Formulaic though the notices are, however, they do give all kinds of insights into the political life of Pompeii. The names of the supporters can tell their own occasionally curious story. Some appear to be simple personal recommendations, even if they were, likely as not, done at the gentle prompting of the candidate himself. A few appeal to Titus Suedius Clemens, the agent of the emperor Vespasian (pp. 48–9), who at one stage used his imperial position to influence (or meddle in) the town’s local government. They pointedly declare their candidate ‘backed by Suedius Clemens’. Others claim to speak for groups of the town’s citizens. The fullers, for example, the millers, the chicken-keepers, the grape-pickers, the mat-makers, the ointment-sellers, the fishermen, and the Isis-worshippers are all found parading their support for a particular candidate. A few of these groups are more enigmatic. Who are the ‘Campanienses’ who canvas for Marcus Epidius Sabinus to be aedile? Or the ‘Salinienses’ supporting Marcus Cerrinius?
Here we are almost certainly getting a glimpse into the infrastructure of Pompeian voting organisation. The usual Roman method of conducting elections was to divide the total electorate into sub-groups. Each of these groups would vote amongst themselves to record a single group choice, and the winning candidate was the one who won the support of the majority of the groups. This is a system often compared unfavourably, for its complexity, to the simple mass-meeting show-of-hands adopted by the ancient Athenian democracy, but it is in fact much like the electoral system used by most modern states. In all likelihood the Campanienses and Salinienses, together with the Forenses and Urbulanenses found in other notices, refer to four voting groups, based on particular districts of the town, named perhaps after different city gates (we have already seen (p. 20) that what we call the Herculaneum Gate was for the ancient inhabitants the Porta Salis or Saliniensis). There would have been voting districts in the surrounding countryside too.
On the day of the election, we must imagine that the local citizens would have turned up in the Forum, divided into their different districts, returned their district vote and then acclaimed as winning candidates those who had secured the votes of the majority of the districts. Exactly how they voted is not so clear, but almost certainly by some form of secret ballot. One ingenious recent suggestion is that the main purpose of the closing devices, still visible at the entranceways to the Forum, was to keep out those not qualified to vote on election days.
All these voters were men.
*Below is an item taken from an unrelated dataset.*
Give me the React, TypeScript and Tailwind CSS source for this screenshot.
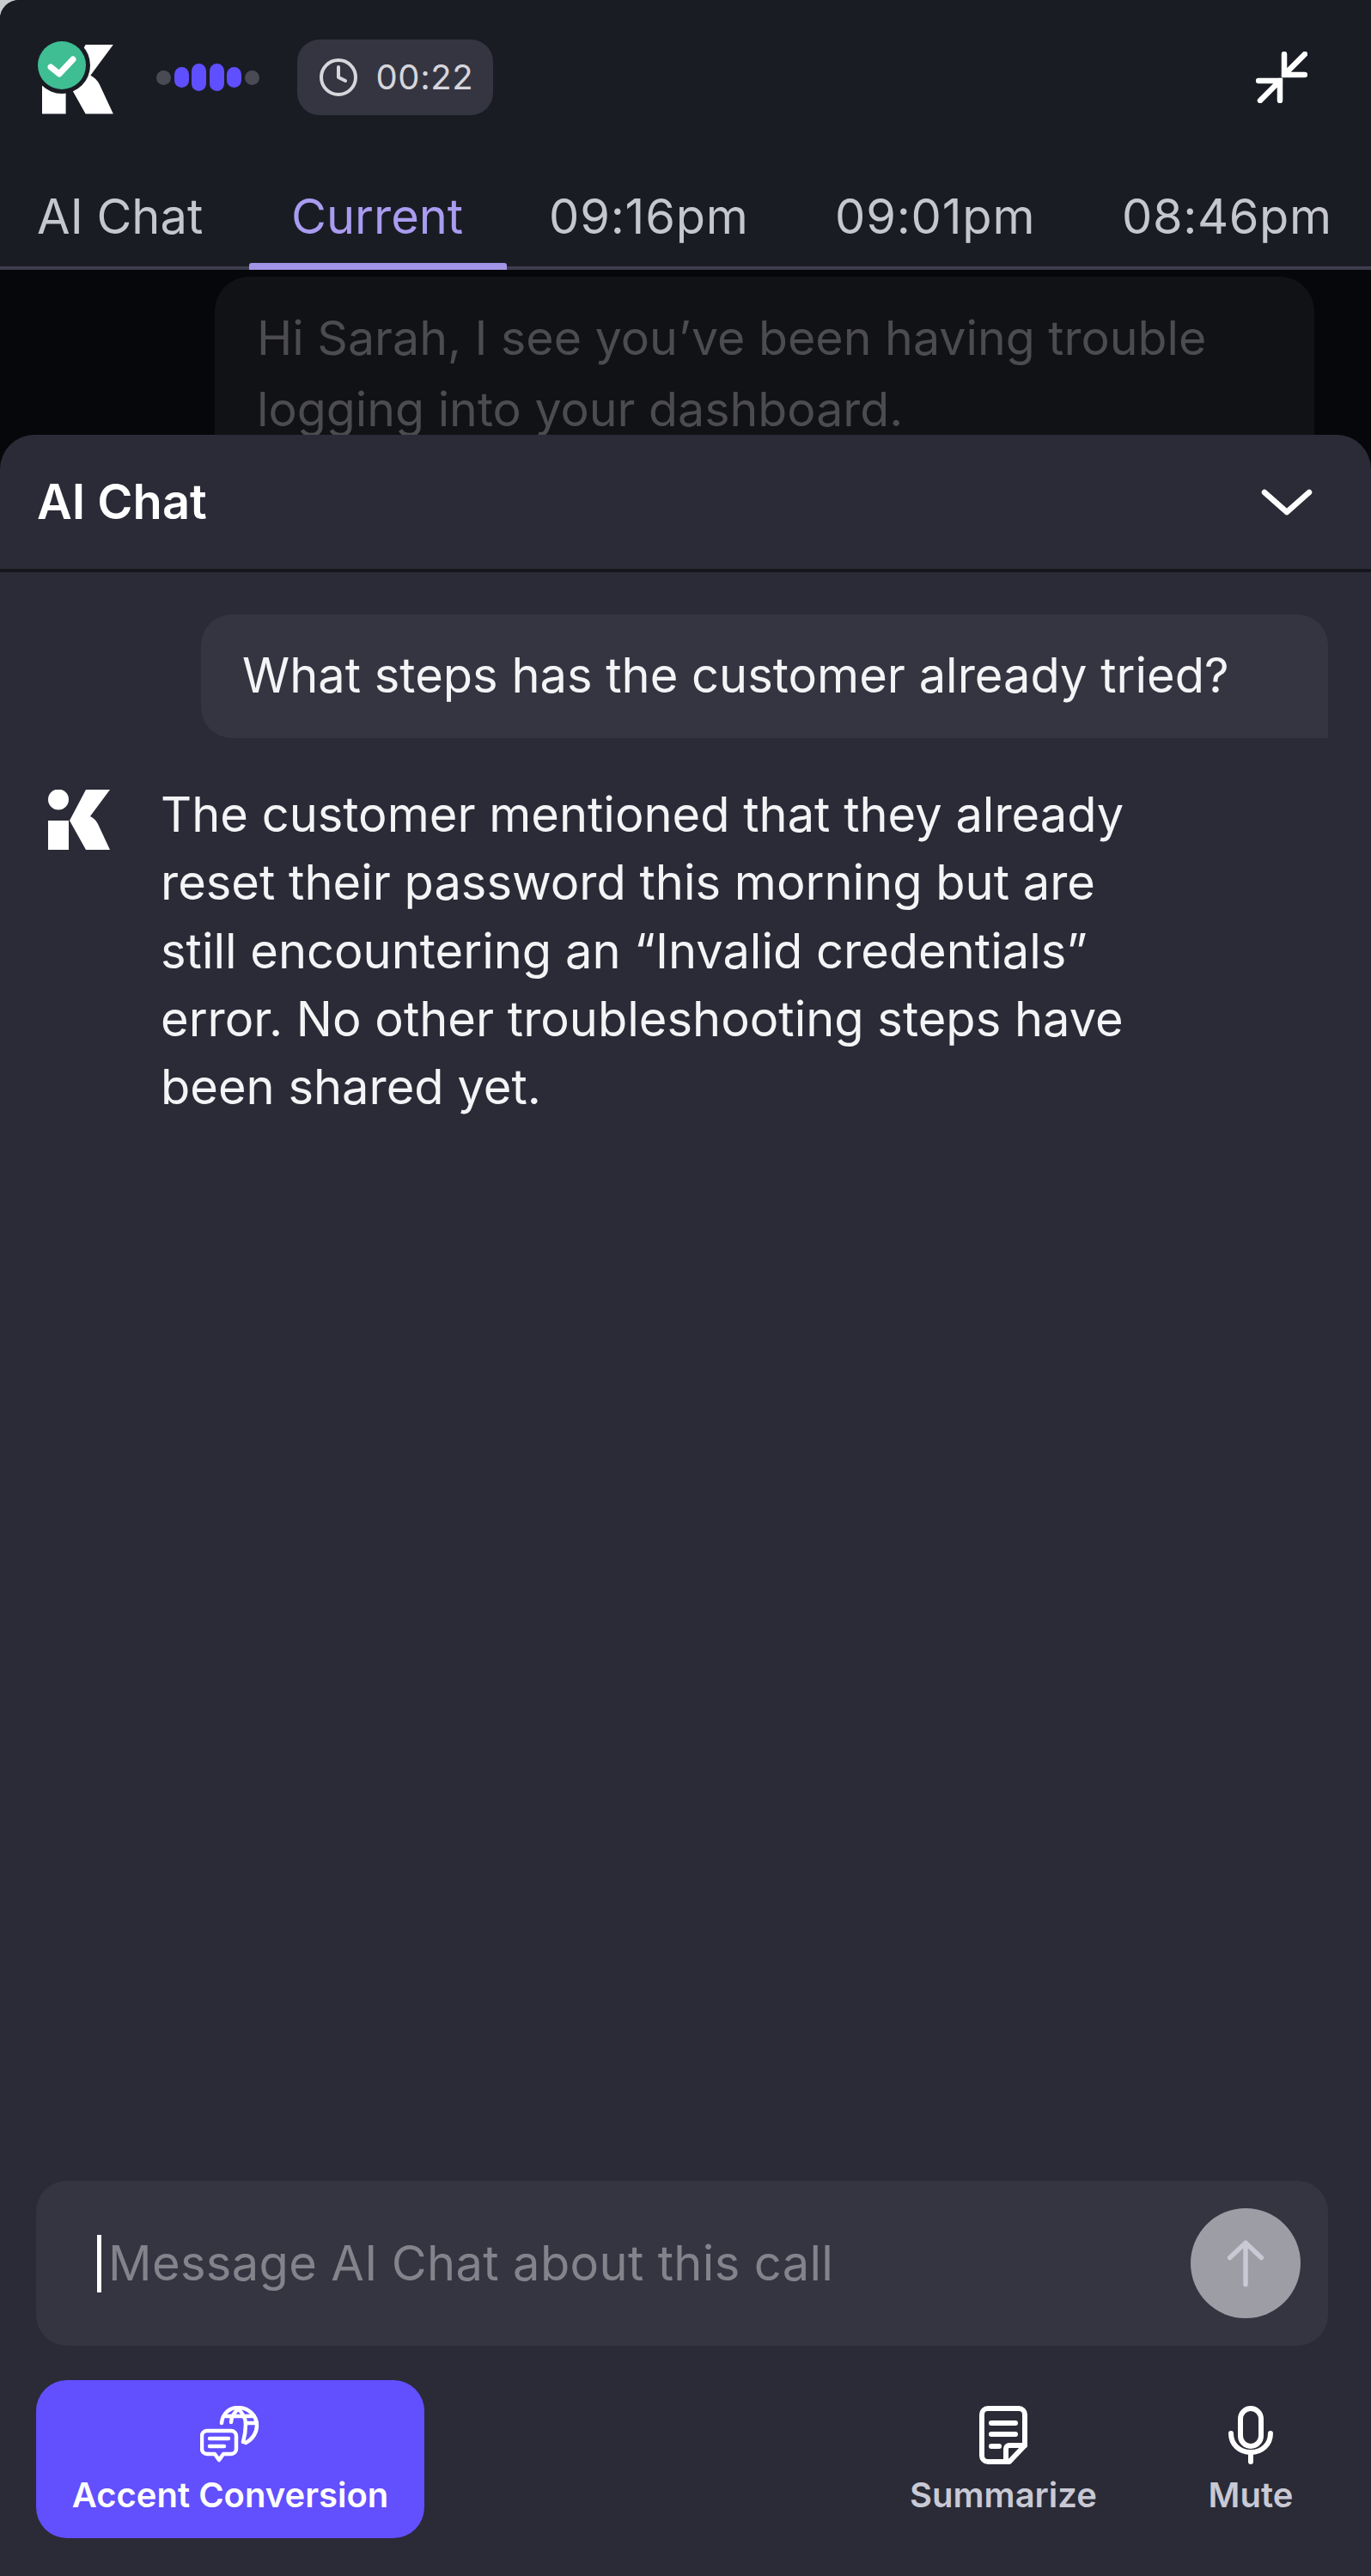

Leaving aside the occasional monarchy which produced a queen or two, there was no city or state in the Greek or Roman world that gave women any formal political power. Nowhere did women have the vote. But one of the surprising facts about the electoral notices known in Pompeii is that more than fifty of them name a woman, or a group of women, as the candidate’s backers. Does this demonstrate an active interest from women in a political process from which they were excluded? In some cases, yes – even if it was not always a narrowly political engagement that was at stake. Taedia Secunda, for example, who put her name to Lucius Popidius Secundus’ attempt to win the office of aedile, was, as the electoral notice explicitly states, the man’s grandmother. On many other occasions family or personal loyalty must have been the reason for the women’s support. Nonetheless, the simple fact that it was felt worthwhile to parade their backing is another indication of the visibility of women in public life at Pompeii.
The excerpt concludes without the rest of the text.